And the after-hours activity for the conference included a visit to http://longnow.org/ with a mock-up of the 10,000 year clock


After this conference I revisited San Francisco again to deliver a poster chat at the Intel Developer Forum.  Below is the abstract of the talk:

SOFTC01 — New Firmware Security Requirements for the Modern Data Center
Details
Data center security relies on a core root of trust, which is provided by platform firmware. The latest Trusted Platform Module (TPM) standard, TPM 2.0*, and updated Unified Extensible Firmware Interface (UEFI) requirements for enterprise operating systems are critical for companies deploying modern, secure data centers. In this session, you will learn security practices for UEFI firmware in enterprise and data center environments, based on new OS requirements and capabilities
Topics include:
• Update on latest UEFI standards for networking and security.
• Latest updates for TPM2.0.
• Guidance on building trusted enterprise class platform firmware.

About the Speaker

Vincent Zimmer Senior Principal Engineer, Intel Corporation

Vincent Zimmer is a Senior Principal Engineer in the Intel Software and Services Group. Vincent has been working on the EFI team since 1999 and presently chairs the UEFI Security and Network Subteams in the UEFI Forum www.uefi.org. He has authored several books and articles on firmware.

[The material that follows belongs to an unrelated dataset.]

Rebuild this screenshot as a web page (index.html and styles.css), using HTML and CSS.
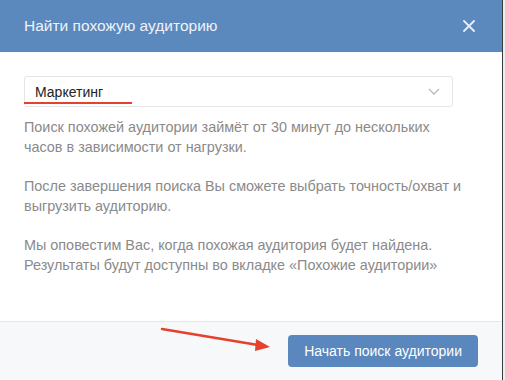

With the following poster.



The poster chat provided a lot of discussion with members of the industry around data center host firmware and deployment, including interest in HTTP-S style deployments in lieu of today's TFTP-based PXE.

It was great to see Kushagra https://azure.microsoft.com/en-us/blog/author/kvaid/ on stage during the data center keynote, too.

When Kushagra was at Intel as a CPU architect he helped the firmware team pioneer the cache-as-RAM usages http://google.com/patents/us7254676 and later as a data center technologist some interesting platform solutions http://google.com/patents/us8984265 and http://google.com/patents/us7747846.

And during the event I was able to catch up with some colleagues on the show room floor, including Jeff Bobzin and Tim Lewis from Insyde, Dick Wilkins (thanks Bob H. for catching my typo in original posting) and Jonathan from Phoenix, and Stefano and Zach from AMI. Good folks all around.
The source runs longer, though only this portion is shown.